PriorityQueue<Partition> partitionPriorityQueue =
new PriorityQueue<>(partitionCount, new PartitionComparator());
for (int i = 0; i < partitionCount; i++) {
partitionPriorityQueue.add(new Partition());
}
The last portion of the code handles the main algorithm. It again iterates over the Queue of numbers once. This time it relies on the PriorityQueue to get the lowest-sum Partition instance and it gets the highest spending number because it polls a sorted Queue. After the lowest-sum Partition instance has its sum increased it needs to be added back to the PriorityQueue so that it can reshuffle the lowest element to its head.
while (!numberQueue.isEmpty()) {
Integer number = numberQueue.poll();
Partition lowestSumPartition = partitionPriorityQueue.poll();
lowestSumPartition.increaseSum(number);
partitionPriorityQueue.add(lowestSumPartition);
}
I ran this code 1000 times. Each time I generated an array of 350 random numbers [0, 100) and partitioned them into 20 partitions.

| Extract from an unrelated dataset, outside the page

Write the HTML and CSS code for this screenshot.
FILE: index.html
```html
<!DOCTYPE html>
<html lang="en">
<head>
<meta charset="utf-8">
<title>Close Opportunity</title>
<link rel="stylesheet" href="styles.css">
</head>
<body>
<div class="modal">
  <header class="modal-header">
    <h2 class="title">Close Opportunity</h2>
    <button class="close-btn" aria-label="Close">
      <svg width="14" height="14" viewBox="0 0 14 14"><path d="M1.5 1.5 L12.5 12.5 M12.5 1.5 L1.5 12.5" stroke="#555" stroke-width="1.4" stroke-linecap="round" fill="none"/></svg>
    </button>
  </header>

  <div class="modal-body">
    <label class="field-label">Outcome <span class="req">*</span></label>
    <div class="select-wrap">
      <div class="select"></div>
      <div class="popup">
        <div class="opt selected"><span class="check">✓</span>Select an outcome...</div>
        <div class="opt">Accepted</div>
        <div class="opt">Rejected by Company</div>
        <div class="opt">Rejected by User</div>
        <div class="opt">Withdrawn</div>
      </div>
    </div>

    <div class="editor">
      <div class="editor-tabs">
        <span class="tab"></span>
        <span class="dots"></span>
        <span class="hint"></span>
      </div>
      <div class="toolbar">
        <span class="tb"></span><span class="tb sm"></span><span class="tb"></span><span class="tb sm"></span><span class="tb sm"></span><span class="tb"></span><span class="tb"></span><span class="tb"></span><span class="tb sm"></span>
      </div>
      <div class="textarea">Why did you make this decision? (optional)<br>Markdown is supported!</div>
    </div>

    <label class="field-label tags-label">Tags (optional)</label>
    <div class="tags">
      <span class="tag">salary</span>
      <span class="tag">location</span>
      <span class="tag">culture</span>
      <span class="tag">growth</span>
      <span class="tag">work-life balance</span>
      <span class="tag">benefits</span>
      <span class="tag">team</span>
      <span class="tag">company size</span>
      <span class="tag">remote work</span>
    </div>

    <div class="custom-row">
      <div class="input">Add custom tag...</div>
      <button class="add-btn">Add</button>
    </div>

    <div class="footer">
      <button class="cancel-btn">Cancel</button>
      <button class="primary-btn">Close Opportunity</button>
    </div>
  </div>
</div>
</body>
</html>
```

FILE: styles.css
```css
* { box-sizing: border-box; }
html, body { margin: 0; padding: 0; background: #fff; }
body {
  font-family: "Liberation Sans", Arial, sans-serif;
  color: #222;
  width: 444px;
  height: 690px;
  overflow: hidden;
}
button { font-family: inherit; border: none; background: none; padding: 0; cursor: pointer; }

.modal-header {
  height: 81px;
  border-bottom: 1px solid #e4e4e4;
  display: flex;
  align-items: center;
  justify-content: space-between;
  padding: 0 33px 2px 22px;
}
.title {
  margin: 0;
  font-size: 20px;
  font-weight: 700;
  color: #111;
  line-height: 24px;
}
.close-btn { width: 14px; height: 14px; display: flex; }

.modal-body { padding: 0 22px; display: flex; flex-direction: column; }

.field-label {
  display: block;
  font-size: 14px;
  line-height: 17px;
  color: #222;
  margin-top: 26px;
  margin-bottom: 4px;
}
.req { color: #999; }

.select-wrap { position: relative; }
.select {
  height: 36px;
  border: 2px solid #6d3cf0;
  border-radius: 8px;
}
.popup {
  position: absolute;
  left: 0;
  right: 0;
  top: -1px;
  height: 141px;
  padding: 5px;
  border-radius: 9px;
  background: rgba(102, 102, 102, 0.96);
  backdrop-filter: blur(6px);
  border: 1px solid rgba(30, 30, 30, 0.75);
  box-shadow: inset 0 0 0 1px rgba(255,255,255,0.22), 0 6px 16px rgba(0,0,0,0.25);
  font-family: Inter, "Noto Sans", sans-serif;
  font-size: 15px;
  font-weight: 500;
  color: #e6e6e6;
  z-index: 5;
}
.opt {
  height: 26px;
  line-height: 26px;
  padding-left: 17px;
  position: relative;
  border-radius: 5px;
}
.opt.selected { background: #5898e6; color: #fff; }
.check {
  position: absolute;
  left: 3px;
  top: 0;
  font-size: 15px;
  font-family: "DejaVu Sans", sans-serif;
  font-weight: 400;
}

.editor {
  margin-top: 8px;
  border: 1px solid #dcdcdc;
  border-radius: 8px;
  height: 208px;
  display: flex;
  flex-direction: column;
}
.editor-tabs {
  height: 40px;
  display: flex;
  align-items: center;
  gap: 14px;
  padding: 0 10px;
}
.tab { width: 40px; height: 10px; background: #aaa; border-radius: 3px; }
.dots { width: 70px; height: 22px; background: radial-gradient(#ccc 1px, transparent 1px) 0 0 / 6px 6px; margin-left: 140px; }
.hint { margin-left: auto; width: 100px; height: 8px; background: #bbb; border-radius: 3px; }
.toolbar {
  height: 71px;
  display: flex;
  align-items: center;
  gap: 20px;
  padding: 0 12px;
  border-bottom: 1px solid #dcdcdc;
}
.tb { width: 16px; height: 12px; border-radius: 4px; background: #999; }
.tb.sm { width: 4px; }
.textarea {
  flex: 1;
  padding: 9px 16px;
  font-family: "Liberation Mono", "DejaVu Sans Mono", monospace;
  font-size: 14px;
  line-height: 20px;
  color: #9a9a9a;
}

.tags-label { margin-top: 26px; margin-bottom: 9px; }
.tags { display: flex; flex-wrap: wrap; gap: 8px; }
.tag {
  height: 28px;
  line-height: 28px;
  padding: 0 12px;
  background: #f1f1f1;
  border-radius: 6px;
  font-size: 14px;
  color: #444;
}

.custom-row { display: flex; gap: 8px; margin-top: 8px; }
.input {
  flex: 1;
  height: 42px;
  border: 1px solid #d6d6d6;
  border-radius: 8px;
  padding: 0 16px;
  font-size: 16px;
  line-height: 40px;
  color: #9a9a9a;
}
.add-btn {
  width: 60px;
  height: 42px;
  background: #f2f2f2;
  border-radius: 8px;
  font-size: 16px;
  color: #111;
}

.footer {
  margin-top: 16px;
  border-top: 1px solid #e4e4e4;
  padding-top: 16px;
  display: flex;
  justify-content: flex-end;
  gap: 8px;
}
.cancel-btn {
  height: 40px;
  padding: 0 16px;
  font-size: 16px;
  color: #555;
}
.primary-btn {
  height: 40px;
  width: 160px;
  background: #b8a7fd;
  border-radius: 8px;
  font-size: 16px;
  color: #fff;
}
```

As a result:
the average sum across all the partitions was 17311.068
the average of the average sum for a partition was 864.486
the average maximum sum for a partition was 866.957
the average minimum sum for a partition was 865.097
the average difference between the maximum and minimum was 2.471
the average standard deviation of the sum across all partitions was 0.9889
The last two numbers in the list really show the impact the small improvement to the algorithm. The differences in the sums of each partition is very tiny and the complexity of the algorithm only increased to O(log(n) n).
Note that the randomization used for generating the number lists was uniform. I am curious about the effects that other distributions have on the average standard deviations of the improved algorithm.
The Wikipedia article shows a third algorithm that is ‘exact’ meaning that it finds the exact correct solution. This is a NP-hard problem so this solution will be very expensive and likely won’t be feasible for large number sequences and number of partitions so I didn’t include it in this article.